Леонид Зорин был на этом легендарном банкете. Легендарном, потому что этот банкет Георгия Куницына вспоминают частенько до сих пор. А тогда об этом громком банкете — «в честь» мстительно проваленной «верхами» защиты «цекиста-расстриги» — шумела вся Москва. Вот как запомнил тогда произошедшее Леонид Зорин:

«Мне выпала обязанность руководить столом, вести этот стол в этот день. Это был поразительный, невероятный стол, где все были веселы, все были в каком-то кураже, в каком-то неестественном, несколько нервном, веселье. Как будто бы все состояло из победы, а не поражения, как будто бы все получилось хорошо, благополучно. Так все противостояли тому, что произошло, всей этой несправедливости. И он был весел, напорист, мужественен, — ни грамма уныния, ни грамма драматического восприятия жизни. По поводу случившейся страшной несправедливости, которая произошла в этот день... Я думаю, что и наедине с собой он был стоек, мужественен и не позволял себе разнюниваться. На следующий день он начал сражение за диссертацию, и спустя два года он защитил ее с блеском и выиграл эту длительную, тяжелую, мучительную битву, — он не отступал никогда. В конце концов все встало на место».

Зорин не отступил от отца, не отодвинулся, как многие в годы его опалы, вынужденной безработицы, безденежья. Он продолжал появляться у нас дома в первых рядах, на всех семейных и дружеских сборищах, которые так обожал отец и стоически осуществляла моя мама, которая — как я иногда в шутку говорю ей — «выкормила своими пирожками и запеченным в духовке мясом с чесночком и морковкой почти всю оппозицию шестидесятых»!

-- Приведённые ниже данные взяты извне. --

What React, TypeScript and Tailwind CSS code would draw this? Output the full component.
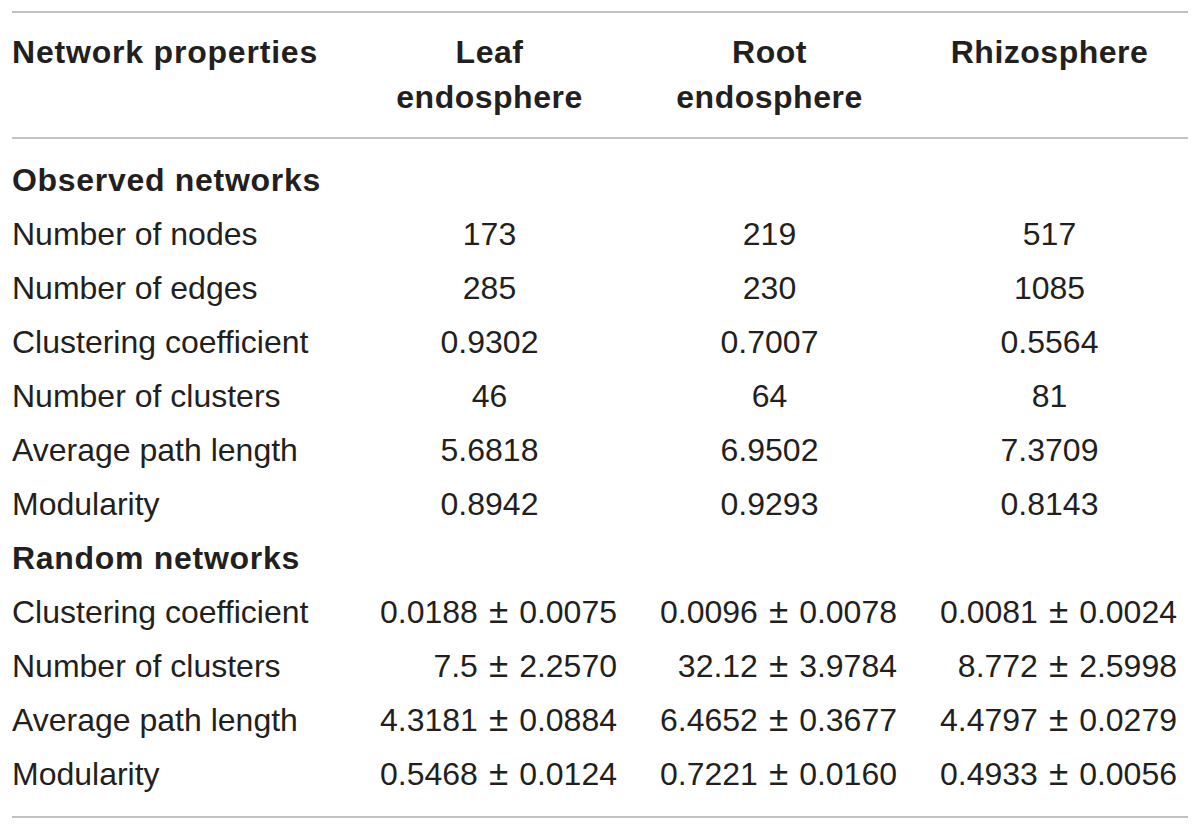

Да и отец, если верить тому, о чем рассказывает в этом интервью Леонид Зорин, частенько бывал у драматурга дома, и засиживались они в разговорах «на кухне», бывало, до утра, вместе с Олегом Ефремовым, режиссерами Аловым и Наумовым, с которыми связан был и отец общей дружбой.

А позже стал бывать в нашем доме и сын Леонида Генриховича, Андрюша, одногодок моего младшего брата Ивана. Иван имел поразительный талант к дружбам, вокруг него вращалась целая толпа приятелей, которые благодаря открытости Вани на многие годы передружились между собой, и этот горячий комок катится по жизни и не распался совсем до сих пор!

Сын Зорина Андрей, теперь уже с восторженных слов Вани о нем, был вундеркиндом, наподобие своего прославленного отца. Иван восхищался тем, что Андрей уже в девять лет начал писать роман и обладал широченной эрудицией к пятнадцати годам, когда они с младшим Куницыным и сошлись.

В известном писательском доме у метро «Аэропорт» все его жители, разумеется, друг о друге знали всё. И к этому — плюс! — постоянно придумывали о соседях байки, поскольку совокупного таланта у «дома» было столько, что он бил фонтаном и по «своим». Про маленького Андрюшу, например, который, гуляя во дворе, все время что-то бормотал себе под нос, сочинили, что он «подсчитывает папины гонорары», поскольку пьес у Леонида Генриховича только в Москве одновременно шло больше, чем в свое время у драматурга Александра Островского, самого плодовитого автора ХIХ века!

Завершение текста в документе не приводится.